* [What you have to do] List each line of the data that holds the word "this".

* [Information given]
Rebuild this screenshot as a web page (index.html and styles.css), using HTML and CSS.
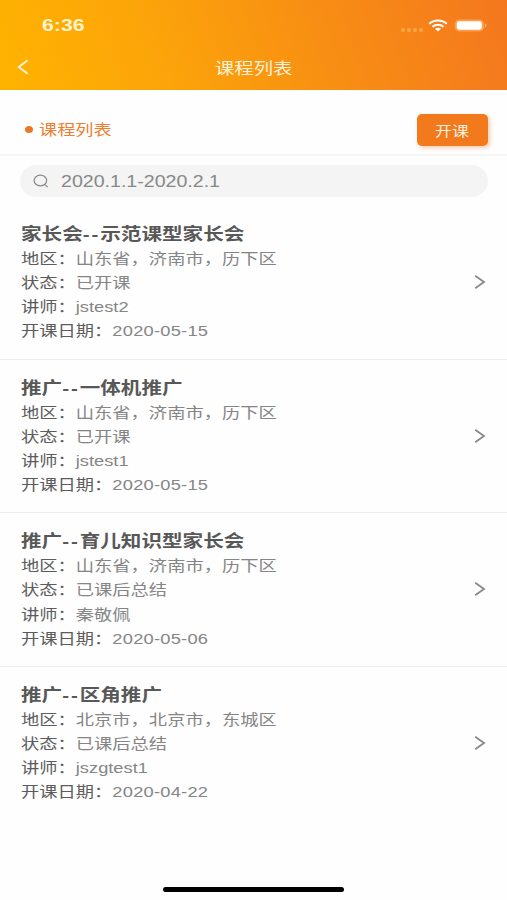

* * *

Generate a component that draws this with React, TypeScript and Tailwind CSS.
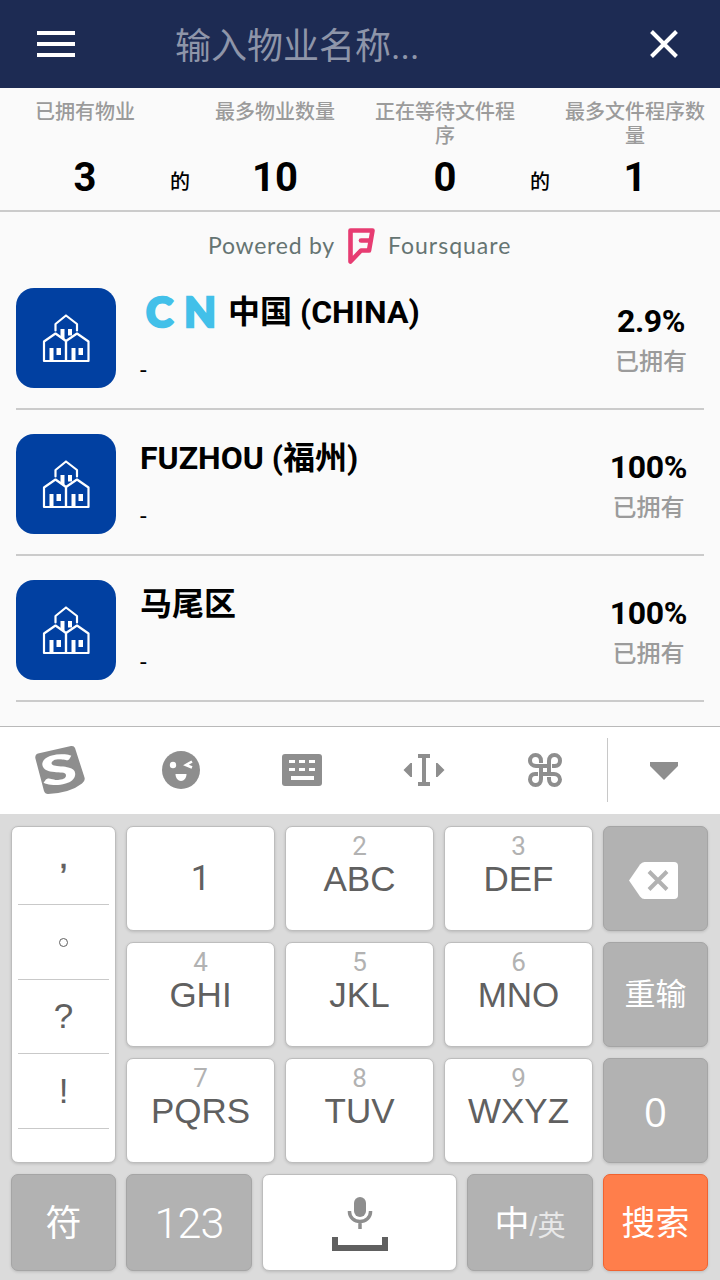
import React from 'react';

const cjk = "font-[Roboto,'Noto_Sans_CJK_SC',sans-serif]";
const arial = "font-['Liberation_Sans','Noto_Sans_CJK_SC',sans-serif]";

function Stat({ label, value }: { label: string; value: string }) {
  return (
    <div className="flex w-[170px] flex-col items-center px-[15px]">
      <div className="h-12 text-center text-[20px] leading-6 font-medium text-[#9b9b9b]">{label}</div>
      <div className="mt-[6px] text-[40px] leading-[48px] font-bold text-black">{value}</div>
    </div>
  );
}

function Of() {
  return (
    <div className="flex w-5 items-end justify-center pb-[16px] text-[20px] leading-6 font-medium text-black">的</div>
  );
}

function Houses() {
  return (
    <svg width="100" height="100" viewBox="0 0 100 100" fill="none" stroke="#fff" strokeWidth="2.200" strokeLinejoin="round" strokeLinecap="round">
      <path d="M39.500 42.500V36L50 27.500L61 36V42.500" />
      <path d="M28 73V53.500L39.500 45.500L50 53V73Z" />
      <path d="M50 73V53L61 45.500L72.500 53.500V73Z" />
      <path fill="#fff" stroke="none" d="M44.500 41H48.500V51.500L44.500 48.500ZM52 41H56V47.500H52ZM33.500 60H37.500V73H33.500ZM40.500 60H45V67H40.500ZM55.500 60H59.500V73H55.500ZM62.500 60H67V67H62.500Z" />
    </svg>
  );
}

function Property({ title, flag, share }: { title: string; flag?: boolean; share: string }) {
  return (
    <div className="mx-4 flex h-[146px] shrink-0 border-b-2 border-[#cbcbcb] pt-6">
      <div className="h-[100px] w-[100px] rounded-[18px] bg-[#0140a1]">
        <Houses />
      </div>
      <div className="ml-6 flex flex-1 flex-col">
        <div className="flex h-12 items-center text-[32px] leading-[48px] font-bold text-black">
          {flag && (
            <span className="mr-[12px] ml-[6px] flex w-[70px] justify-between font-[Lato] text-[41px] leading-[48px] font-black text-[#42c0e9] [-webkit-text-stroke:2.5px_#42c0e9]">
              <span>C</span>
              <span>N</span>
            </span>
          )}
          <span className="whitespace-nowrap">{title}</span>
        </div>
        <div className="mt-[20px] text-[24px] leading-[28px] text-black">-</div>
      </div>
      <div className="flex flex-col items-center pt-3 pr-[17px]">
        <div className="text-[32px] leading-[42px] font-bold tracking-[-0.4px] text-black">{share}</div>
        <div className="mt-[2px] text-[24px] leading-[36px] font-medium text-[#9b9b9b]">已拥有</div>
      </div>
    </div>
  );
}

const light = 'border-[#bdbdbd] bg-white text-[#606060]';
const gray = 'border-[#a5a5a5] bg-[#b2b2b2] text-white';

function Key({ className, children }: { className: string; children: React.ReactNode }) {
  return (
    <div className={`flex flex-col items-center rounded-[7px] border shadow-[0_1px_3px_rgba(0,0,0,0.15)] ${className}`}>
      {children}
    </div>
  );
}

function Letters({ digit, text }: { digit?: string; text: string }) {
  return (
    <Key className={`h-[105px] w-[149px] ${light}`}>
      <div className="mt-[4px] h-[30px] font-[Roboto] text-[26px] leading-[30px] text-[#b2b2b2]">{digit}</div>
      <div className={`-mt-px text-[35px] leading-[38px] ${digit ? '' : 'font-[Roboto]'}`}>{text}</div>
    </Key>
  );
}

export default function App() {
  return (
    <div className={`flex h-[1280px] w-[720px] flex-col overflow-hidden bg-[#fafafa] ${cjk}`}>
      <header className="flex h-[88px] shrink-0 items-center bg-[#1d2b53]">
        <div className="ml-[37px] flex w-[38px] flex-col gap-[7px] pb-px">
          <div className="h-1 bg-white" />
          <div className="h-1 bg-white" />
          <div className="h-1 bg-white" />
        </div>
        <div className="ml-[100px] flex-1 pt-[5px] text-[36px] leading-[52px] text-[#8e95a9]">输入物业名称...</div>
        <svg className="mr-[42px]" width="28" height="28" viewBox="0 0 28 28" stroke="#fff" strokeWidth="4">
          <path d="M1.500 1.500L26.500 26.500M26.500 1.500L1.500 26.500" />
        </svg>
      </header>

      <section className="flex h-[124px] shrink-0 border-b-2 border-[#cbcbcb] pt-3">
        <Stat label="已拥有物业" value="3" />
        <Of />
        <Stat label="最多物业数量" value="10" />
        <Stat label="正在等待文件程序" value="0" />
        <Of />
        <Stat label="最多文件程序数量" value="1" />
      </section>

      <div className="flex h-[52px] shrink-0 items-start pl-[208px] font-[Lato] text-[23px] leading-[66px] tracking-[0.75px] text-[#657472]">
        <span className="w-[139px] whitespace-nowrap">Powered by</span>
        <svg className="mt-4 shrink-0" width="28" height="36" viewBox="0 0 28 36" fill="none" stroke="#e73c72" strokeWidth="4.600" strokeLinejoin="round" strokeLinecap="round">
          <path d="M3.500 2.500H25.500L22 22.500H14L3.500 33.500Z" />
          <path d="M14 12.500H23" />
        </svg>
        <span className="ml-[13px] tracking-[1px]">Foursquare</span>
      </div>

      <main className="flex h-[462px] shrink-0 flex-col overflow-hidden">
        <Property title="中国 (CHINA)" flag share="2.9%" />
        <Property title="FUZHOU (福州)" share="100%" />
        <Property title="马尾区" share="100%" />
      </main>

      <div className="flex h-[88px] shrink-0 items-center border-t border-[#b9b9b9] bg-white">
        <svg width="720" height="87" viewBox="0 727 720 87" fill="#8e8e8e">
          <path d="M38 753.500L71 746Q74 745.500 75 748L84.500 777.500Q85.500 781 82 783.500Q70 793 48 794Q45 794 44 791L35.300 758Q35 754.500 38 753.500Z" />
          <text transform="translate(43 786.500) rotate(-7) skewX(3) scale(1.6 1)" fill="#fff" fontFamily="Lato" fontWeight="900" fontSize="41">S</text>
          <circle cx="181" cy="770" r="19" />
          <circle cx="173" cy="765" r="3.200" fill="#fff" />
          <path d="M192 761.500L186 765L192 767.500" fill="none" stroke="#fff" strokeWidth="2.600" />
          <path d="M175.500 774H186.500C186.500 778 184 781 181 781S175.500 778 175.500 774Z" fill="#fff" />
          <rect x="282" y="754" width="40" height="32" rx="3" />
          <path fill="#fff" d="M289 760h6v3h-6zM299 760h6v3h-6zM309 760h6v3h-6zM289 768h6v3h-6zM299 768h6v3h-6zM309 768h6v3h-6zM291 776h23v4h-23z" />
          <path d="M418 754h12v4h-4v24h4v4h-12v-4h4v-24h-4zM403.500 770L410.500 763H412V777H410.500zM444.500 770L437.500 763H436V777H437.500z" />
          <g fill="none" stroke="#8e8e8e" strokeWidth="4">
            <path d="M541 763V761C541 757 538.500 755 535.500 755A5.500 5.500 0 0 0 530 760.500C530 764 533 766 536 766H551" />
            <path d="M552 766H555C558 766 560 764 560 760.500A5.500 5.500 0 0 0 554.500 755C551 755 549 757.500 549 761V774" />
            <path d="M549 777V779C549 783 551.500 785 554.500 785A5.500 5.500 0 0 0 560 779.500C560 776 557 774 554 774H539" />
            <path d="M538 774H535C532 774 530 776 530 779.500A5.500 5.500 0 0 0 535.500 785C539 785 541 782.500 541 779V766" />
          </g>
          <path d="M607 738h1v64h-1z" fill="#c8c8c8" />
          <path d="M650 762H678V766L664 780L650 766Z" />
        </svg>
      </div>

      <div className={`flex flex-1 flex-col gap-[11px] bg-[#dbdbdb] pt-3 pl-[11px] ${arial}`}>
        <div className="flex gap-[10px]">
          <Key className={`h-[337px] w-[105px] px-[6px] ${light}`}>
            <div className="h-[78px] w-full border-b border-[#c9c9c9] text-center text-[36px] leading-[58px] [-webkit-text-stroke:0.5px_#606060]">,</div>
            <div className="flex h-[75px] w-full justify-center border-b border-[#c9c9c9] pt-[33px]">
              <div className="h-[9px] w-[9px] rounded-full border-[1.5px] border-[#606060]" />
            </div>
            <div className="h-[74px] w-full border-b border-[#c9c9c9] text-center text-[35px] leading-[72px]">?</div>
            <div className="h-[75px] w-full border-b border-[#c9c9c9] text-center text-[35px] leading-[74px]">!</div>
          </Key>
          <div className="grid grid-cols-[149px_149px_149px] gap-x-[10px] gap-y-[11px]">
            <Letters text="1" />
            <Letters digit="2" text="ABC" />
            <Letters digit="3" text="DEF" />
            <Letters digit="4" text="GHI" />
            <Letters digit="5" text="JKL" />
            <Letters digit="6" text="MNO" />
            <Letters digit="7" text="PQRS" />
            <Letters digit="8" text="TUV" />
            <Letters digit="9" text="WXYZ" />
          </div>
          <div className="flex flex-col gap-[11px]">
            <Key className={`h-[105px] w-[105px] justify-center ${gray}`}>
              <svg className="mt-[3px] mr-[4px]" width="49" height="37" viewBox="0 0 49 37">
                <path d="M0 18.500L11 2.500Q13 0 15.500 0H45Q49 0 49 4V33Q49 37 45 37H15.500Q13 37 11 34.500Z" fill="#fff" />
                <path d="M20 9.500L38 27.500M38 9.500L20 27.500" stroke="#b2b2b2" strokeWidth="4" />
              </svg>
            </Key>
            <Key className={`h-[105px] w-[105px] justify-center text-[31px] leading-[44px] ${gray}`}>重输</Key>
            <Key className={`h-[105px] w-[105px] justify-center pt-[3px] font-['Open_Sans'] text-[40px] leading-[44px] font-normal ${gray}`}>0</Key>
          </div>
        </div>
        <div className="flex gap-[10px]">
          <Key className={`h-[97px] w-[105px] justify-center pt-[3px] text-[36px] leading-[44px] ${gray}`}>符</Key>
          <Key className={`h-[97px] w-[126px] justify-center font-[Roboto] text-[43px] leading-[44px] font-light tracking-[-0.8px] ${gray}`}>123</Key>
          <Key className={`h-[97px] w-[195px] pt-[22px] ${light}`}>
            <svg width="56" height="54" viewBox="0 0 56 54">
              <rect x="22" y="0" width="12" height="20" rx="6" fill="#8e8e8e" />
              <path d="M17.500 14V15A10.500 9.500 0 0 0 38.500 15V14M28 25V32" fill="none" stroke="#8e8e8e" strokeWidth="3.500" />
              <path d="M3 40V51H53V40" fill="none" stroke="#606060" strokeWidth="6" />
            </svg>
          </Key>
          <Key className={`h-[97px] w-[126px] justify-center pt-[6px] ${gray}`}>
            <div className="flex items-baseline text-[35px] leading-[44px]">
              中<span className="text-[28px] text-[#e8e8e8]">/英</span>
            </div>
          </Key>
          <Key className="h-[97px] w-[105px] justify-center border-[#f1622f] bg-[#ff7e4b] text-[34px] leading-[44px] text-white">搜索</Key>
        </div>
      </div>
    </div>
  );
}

* * *

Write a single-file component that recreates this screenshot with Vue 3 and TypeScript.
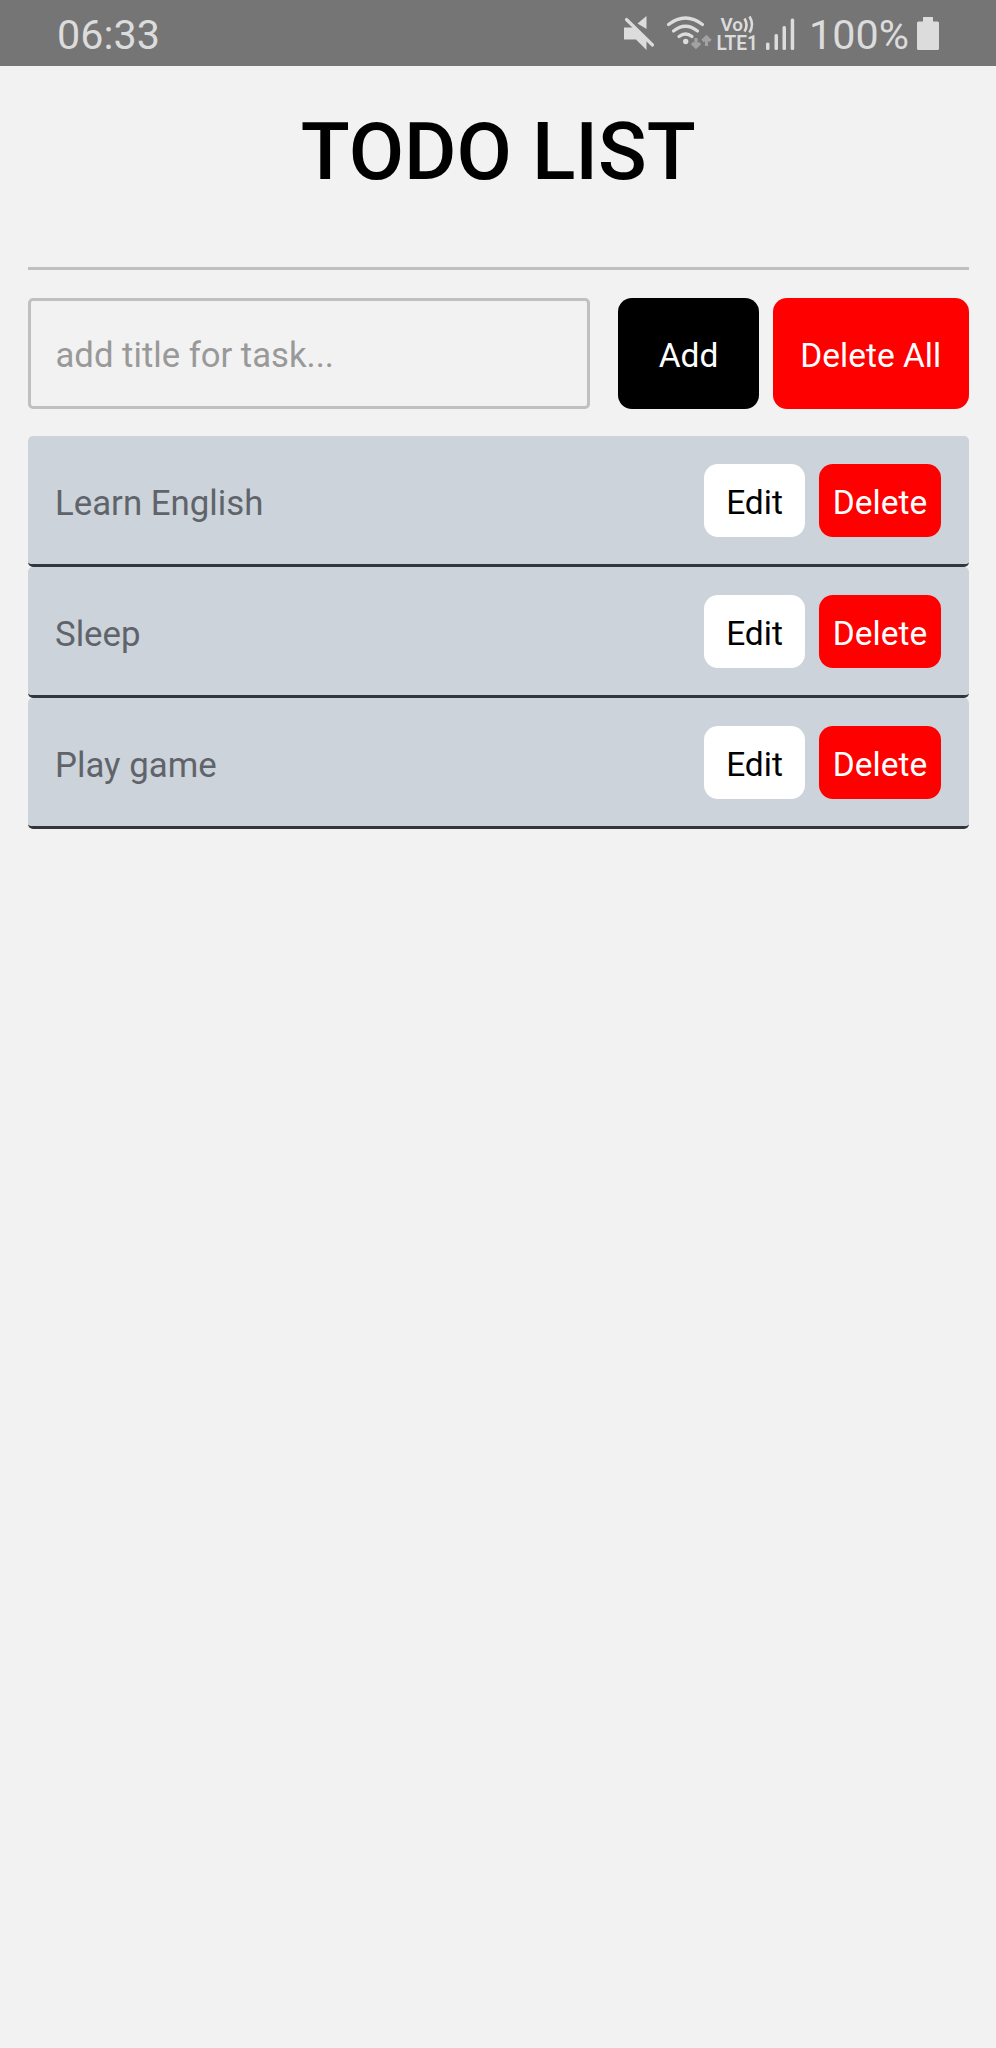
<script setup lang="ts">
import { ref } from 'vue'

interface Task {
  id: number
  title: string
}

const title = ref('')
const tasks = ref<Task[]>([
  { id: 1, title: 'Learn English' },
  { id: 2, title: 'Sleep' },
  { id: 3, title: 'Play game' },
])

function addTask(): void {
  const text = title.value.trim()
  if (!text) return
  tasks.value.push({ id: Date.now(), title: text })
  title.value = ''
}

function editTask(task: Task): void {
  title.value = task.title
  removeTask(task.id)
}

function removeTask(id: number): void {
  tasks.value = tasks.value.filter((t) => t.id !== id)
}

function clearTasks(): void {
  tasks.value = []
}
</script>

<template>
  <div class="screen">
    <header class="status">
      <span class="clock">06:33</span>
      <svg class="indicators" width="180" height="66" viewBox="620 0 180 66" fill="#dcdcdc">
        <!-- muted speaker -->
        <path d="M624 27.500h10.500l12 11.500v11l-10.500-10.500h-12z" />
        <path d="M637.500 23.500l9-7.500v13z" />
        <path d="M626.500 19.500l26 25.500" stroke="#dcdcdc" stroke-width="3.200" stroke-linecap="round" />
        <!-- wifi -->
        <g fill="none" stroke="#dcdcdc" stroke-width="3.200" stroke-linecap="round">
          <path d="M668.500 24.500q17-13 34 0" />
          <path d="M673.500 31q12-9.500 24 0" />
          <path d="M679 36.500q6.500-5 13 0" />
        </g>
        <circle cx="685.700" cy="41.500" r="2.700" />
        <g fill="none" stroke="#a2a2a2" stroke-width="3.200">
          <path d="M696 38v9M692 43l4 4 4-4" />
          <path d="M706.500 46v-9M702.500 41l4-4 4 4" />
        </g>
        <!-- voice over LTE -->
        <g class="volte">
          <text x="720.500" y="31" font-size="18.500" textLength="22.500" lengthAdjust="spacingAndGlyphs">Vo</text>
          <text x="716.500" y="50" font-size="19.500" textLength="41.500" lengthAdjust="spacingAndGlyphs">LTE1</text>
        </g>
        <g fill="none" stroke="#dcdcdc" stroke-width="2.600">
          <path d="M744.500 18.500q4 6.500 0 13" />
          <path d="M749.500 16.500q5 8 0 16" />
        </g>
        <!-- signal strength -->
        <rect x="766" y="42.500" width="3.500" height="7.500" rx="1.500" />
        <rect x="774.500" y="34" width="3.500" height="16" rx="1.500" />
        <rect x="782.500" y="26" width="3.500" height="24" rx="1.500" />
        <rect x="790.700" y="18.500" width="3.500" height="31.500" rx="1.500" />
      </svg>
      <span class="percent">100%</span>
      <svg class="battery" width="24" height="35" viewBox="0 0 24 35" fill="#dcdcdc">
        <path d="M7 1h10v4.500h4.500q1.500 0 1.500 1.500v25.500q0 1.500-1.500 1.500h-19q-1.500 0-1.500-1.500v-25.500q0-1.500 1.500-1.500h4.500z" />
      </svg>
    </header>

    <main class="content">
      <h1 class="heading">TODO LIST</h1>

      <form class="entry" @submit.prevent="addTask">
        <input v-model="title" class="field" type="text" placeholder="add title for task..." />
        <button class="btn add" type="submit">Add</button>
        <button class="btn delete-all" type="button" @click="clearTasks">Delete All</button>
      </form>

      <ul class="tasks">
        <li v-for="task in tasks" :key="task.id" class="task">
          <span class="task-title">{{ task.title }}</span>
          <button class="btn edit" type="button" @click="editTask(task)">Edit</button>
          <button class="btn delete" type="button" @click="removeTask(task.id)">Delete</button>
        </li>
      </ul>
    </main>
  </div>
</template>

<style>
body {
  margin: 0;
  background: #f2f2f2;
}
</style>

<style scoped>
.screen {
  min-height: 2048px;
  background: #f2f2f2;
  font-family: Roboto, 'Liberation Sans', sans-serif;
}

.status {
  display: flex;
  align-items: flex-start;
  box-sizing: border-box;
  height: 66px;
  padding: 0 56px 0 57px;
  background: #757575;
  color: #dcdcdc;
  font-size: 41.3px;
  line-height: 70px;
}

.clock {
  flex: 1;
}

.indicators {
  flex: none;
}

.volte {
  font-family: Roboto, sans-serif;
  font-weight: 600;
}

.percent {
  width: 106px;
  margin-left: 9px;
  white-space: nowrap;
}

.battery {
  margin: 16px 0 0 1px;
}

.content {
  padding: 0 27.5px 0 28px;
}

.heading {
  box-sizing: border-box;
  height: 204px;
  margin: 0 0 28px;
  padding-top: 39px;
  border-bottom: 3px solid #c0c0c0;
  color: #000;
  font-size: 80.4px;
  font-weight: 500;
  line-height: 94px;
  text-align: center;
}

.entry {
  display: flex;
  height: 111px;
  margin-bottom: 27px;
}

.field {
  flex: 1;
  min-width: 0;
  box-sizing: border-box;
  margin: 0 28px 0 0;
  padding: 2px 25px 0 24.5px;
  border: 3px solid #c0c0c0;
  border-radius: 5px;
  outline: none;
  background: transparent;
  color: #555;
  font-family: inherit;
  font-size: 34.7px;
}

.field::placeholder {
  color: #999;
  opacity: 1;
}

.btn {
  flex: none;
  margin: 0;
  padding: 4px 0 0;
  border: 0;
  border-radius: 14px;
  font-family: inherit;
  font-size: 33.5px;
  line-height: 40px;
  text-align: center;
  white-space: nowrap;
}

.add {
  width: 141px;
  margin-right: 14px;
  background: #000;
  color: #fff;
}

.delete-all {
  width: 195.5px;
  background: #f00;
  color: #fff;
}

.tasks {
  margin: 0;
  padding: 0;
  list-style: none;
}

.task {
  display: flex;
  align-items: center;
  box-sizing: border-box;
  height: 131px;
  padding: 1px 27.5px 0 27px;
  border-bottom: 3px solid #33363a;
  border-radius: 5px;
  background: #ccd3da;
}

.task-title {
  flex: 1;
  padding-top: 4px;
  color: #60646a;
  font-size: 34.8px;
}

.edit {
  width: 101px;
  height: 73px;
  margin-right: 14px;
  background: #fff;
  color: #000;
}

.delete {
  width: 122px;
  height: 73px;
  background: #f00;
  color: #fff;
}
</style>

* [Complete output]
Rebuild this screenshot as a web page (index.html and styles.css), using HTML and CSS.
Generate a component that draws this with React, TypeScript and Tailwind CSS.
Write a single-file component that recreates this screenshot with Vue 3 and TypeScript.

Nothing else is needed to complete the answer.